1.2. OUR RESULTS AND CONTRIBUTION

To tackle data heterogeneity, we propose a novel framework with privacy, which constructs a global dataset using securely shared data and performs local training on both the local and shared data, shedding new light on data-dominated sharing schemes. To show the efficacy, we deploy FedDP on four popular FL algorithms, including FedAvg, FedProx, SCAFFOLD, and FedNova, and conduct experiments on various scenarios with respect to different amounts of devices and varying degrees of heterogeneity. Our extensive results show that FedPD achieves considerable performance gains on different FL algorithms. Our solution not only improves model performance in FL but also provides strong security, which is theoretically guaranteed from the lens of differential privacy. Our contributions are summarized as follows: • We raise a foundation question: whether it is necessary to share complete raw data features when sharing privacy data for mitigating data heterogeneity in FL. • We answer the question by proposing a plug-and-play framework named FedPD, where raw data features are divided into generalizable features and sensitive features.
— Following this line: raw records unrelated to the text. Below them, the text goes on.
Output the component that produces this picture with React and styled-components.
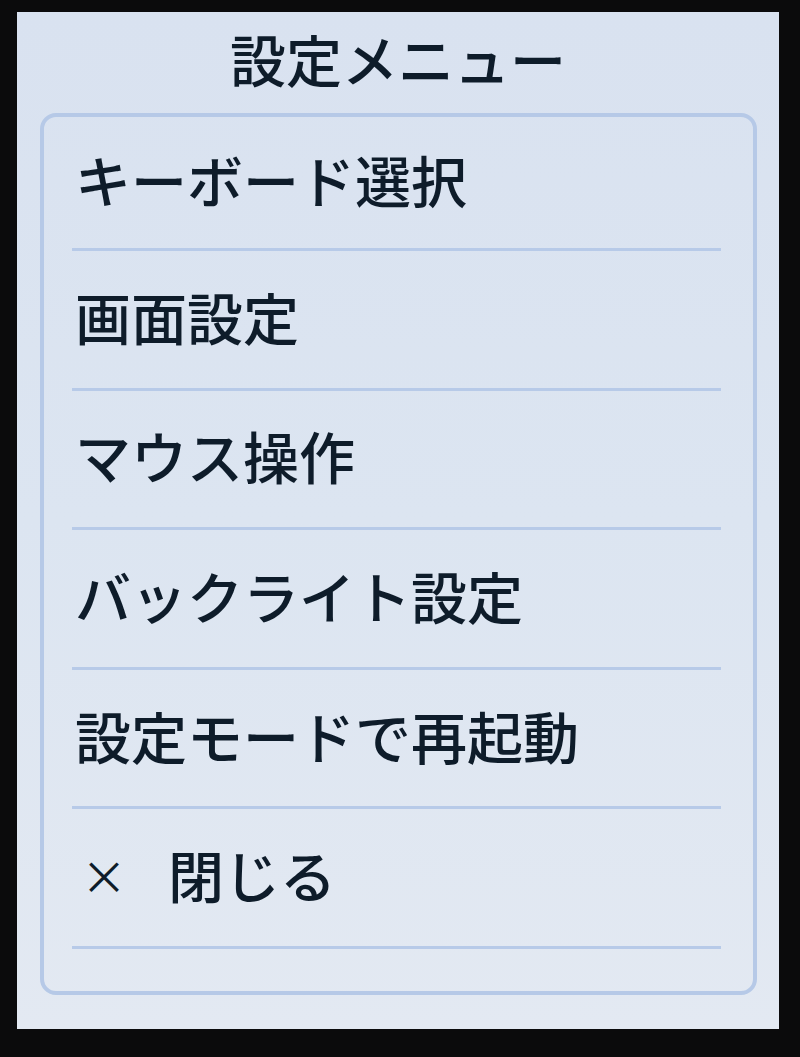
import React from "react"
import styled, { createGlobalStyle } from "styled-components"

const GlobalStyle = createGlobalStyle`
  html, body {
    margin: 0;
    padding: 0;
    background: #0b0b0c;
  }
  body {
    font-family: "Noto Sans CJK JP", "Noto Sans", sans-serif;
  }
`

const Frame = styled.div`
  width: 800px;
  height: 1057px;
  background: #0b0b0c;
  padding: 12px 21px 28px 17px;
  box-sizing: border-box;
`

const Screen = styled.div`
  height: 100%;
  display: flex;
  flex-direction: column;
  background: linear-gradient(180deg, #d9e2f0 0%, #dce5f1 50%, #e3e9f2 100%);
  box-sizing: border-box;
`

const Title = styled.div`
  height: 101px;
  line-height: 92px;
  text-align: center;
  font-size: 56px;
  font-weight: 500;
  color: #0e1c2a;
`

const Card = styled.div`
  margin: 0 22px 0 23px;
  height: 882px;
  border: 4px solid #b6c9e7;
  border-radius: 16px;
  box-sizing: border-box;
  display: flex;
  flex-direction: column;
`

const Row = styled.div`
  height: ${(props) => (props.first ? "131px" : "136.6px")};
  display: flex;
  align-items: center;
  padding: 0 0 8px 31px;
  box-sizing: border-box;
  font-size: 56px;
  font-weight: 500;
  color: #0e1c2a;
  white-space: nowrap;
`

const Divider = styled.div`
  height: 3px;
  margin: 0 32px 0 28px;
  background: #b7cae8;
  flex-shrink: 0;
`

const CloseMark = styled.span`
  display: inline-block;
  width: 93px;
  font-size: 46px;
  font-weight: 400;
  padding-left: 6px;
  box-sizing: border-box;
`

const items = [
  "キーボード選択",
  "画面設定",
  "マウス操作",
  "バックライト設定",
  "設定モードで再起動",
]

export default function App() {
  return (
    <Frame>
      <GlobalStyle />
      <Screen>
        <Title>設定メニュー</Title>
        <Card>
          {items.map((label, i) => (
            <React.Fragment key={label}>
              <Row first={i === 0}>{label}</Row>
              <Divider />
            </React.Fragment>
          ))}
          <Row>
            <CloseMark>×</CloseMark>閉じる
          </Row>
          <Divider />
        </Card>
      </Screen>
    </Frame>
  )
}
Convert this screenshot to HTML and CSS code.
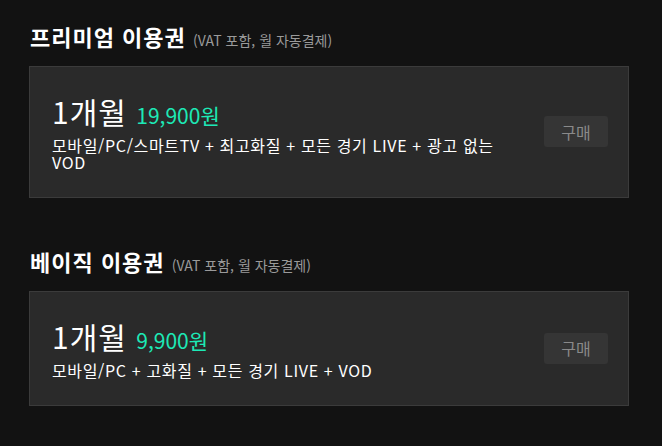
FILE: index.html
```html
<!DOCTYPE html>
<html lang="ko">
<head>
    <meta charset="UTF-8">
    <meta name="viewport" content="width=device-width, initial-scale=1.0">
    <title>이용권 구매</title>
    <link rel="stylesheet" href="styles.css">
</head>
<body>
    <!-- 프리미엄 -->
    <section class="plan">
        <h2 class="plan-title">프리미엄 이용권 <span class="plan-note">(VAT 포함, 월 자동결제)</span></h2>
        <div class="plan-card">
            <div class="plan-info">
                <p class="plan-period">1개월 <span class="plan-price">19,900원</span></p>
                <p class="plan-desc">모바일/PC/스마트TV + 최고화질 + 모든 경기 LIVE + 광고 없는 VOD</p>
            </div>
            <button class="buy-btn">구매</button>
        </div>
    </section>

    <!-- 베이직 -->
    <section class="plan">
        <h2 class="plan-title">베이직 이용권 <span class="plan-note">(VAT 포함, 월 자동결제)</span></h2>
        <div class="plan-card">
            <div class="plan-info">
                <p class="plan-period">1개월 <span class="plan-price">9,900원</span></p>
                <p class="plan-desc">모바일/PC + 고화질 + 모든 경기 LIVE + VOD</p>
            </div>
            <button class="buy-btn">구매</button>
        </div>
    </section>
</body>
</html>
```

FILE: styles.css
```css
body {
    margin: 0;
    padding: 18px 0 0;
    background-color: #121212;
    color: #fff;
    font-family: "Noto Sans CJK KR", "Noto Sans", sans-serif;
}
.plan {
    width: 600px;
    margin: 0 0 45px 29px;
}
.plan-title {
    margin: 0 0 8px 1px;
    font-size: 22px;
    font-weight: 700;
    letter-spacing: 1px;
    line-height: 36px;
}
.plan-note {
    font-size: 14px;
    font-weight: 400;
    letter-spacing: 0;
    color: #9a9a9a;
}
.plan-card {
    display: flex;
    align-items: center;
    justify-content: space-between;
    padding: 25px 20px 26px 22px;
    background-color: #2a2a2a;
    border: 1px solid #3b3b3b;
}
.plan-info {
    width: 465px;
}
.plan-period {
    margin: 0;
    font-size: 30px;
    letter-spacing: 1px;
    line-height: 38px;
}
.plan-price {
    font-size: 21px;
    letter-spacing: 0;
    color: #1de9b6;
}
.plan-desc {
    margin: 3px 0 0;
    font-size: 16px;
    letter-spacing: 0.65px;
    line-height: 17px;
}
.buy-btn {
    width: 64px;
    height: 31px;
    padding: 0;
    background-color: #353535;
    color: #8a8a8a;
    border: none;
    border-radius: 3px;
    font-family: inherit;
    font-size: 16px;
    cursor: pointer;
}
```
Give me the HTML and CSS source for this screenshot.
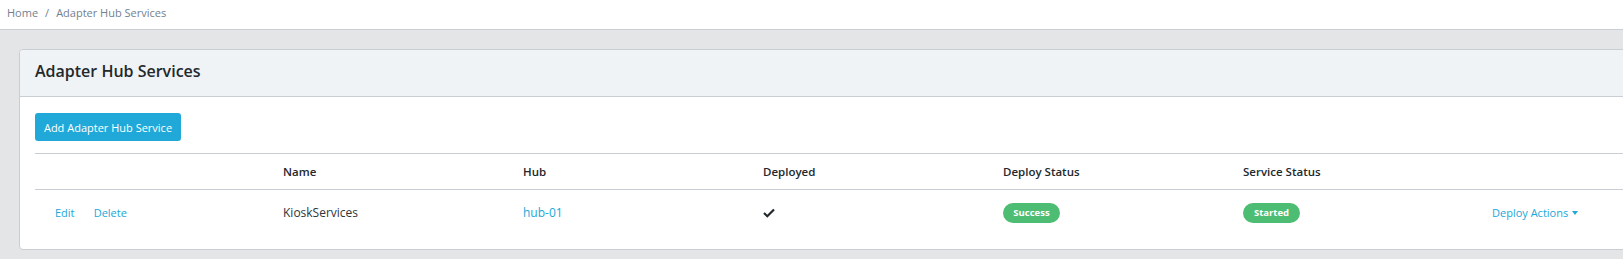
FILE: index.html
```html
<!DOCTYPE html>
<html lang="en">
<head>
    <meta charset="UTF-8">
    <meta name="viewport" content="width=device-width, initial-scale=1.0">
    <title>Adapter Hub Services</title>
    <link rel="stylesheet" href="styles.css">
</head>
<body>
    <nav class="breadcrumb">
        <a href="#" class="crumb">Home</a>
        <span class="crumb-sep">/</span>
        <span class="crumb active">Adapter Hub Services</span>
    </nav>

    <main class="content">
        <div class="card">
            <div class="card-header">
                <h4>Adapter Hub Services</h4>
            </div>
            <div class="card-body">
                <button class="btn-add">Add Adapter Hub Service</button>

                <table class="services">
                    <colgroup>
                        <col class="col-first">
                        <col><col><col><col><col><col>
                    </colgroup>
                    <thead>
                        <tr>
                            <th></th>
                            <th>Name</th>
                            <th>Hub</th>
                            <th>Deployed</th>
                            <th>Deploy Status</th>
                            <th>Service Status</th>
                            <th></th>
                        </tr>
                    </thead>
                    <tbody>
                        <tr>
                            <td>
                                <a href="#" class="row-link">Edit</a>
                                <a href="#" class="row-link">Delete</a>
                            </td>
                            <td class="name-cell">KioskServices</td>
                            <td><a href="#" class="hub-link">hub-01</a></td>
                            <td>
                                <svg class="check" width="12" height="10" viewBox="0 0 12 10">
                                    <path d="M1 5 L4.3 8.2 L11 1.5" fill="none" stroke="#23282c" stroke-width="2.2"/>
                                </svg>
                            </td>
                            <td><span class="pill">Success</span></td>
                            <td><span class="pill">Started</span></td>
                            <td><button class="btn-actions">Deploy Actions<span class="caret"></span></button></td>
                        </tr>
                    </tbody>
                </table>
            </div>
        </div>
    </main>
</body>
</html>
```

FILE: styles.css
```css
body {
    margin: 0;
    padding: 0;
    background-color: #e4e5e6;
    color: #23282c;
    font-family: "Open Sans", "Noto Sans", sans-serif;
    font-size: 12px;
    overflow: hidden;
}
a {
    color: #20a8d8;
    text-decoration: none;
}
.breadcrumb {
    display: flex;
    align-items: center;
    box-sizing: border-box;
    height: 30px;
    padding: 0 0 4px 7px;
    background: white;
    border-bottom: 1px solid #c8ced3;
    font-size: 11px;
    line-height: 18px;
}
.crumb, .crumb.active {
    color: #73818f;
}
.crumb-sep {
    color: #73818f;
    padding: 0 7px;
}
.content {
    padding: 19px 0 0 19px;
}
.card {
    width: 1708px;
    background: white;
    border: 1px solid #c8ced3;
    border-radius: 4px;
}
.card-header {
    background: #f0f3f5;
    border-bottom: 1px solid #c8ced3;
    padding: 10px 15px 14px;
    border-radius: 4px 4px 0 0;
}
.card-header h4 {
    margin: 0;
    font-size: 16px;
    font-weight: 600;
    line-height: 22px;
}
.card-body {
    padding: 16px 15px 14px;
}
.btn-add {
    display: block;
    height: 28px;
    width: 146px;
    padding: 0;
    background-color: #20a8d8;
    color: white;
    border: none;
    border-radius: 3px;
    font-family: inherit;
    font-size: 11px;
    cursor: pointer;
}
.services {
    margin-top: 12px;
    width: 1676px;
    table-layout: fixed;
    border-collapse: collapse;
}
.col-first {
    width: 236px;
}
.services th {
    text-align: left;
    font-weight: 600;
    font-size: 11.5px;
    padding: 9px 12px;
    line-height: 17px;
    border-top: 1px solid #c8ced3;
    border-bottom: 1px solid #c8ced3;
}
.services td {
    padding: 12px;
    line-height: 20px;
    vertical-align: middle;
}
.name-cell {
    color: #2f353a;
}
.row-link {
    padding: 0 8px;
    font-size: 11px;
}
.check {
    display: block;
}
.pill {
    display: inline-block;
    width: 57px;
    height: 20px;
    line-height: 20px;
    text-align: center;
    background-color: #4dbd74;
    color: white;
    border-radius: 10px;
    font-size: 9.5px;
    font-weight: 700;
}
.btn-actions {
    background: none;
    border: none;
    padding: 0 9px;
    color: #20a8d8;
    font-family: inherit;
    font-size: 11px;
    cursor: pointer;
}
.caret {
    display: inline-block;
    margin-left: 4px;
    vertical-align: 2px;
    border-top: 4px solid #20a8d8;
    border-left: 3.5px solid transparent;
    border-right: 3.5px solid transparent;
}
```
In FedPD, the sensitive features are distilled in a competitive manner and kept locally, while the generalizable features are shared in a differentially private manner to construct a global dataset. • We give a new perspective on employing differential privacy that adds noise to partial data features instead of the complete raw data features, which is theoretically superior to the raw data sharing strategy. • Extensive experiments demonstrate that FedPD can considerably improve the performance of FL models.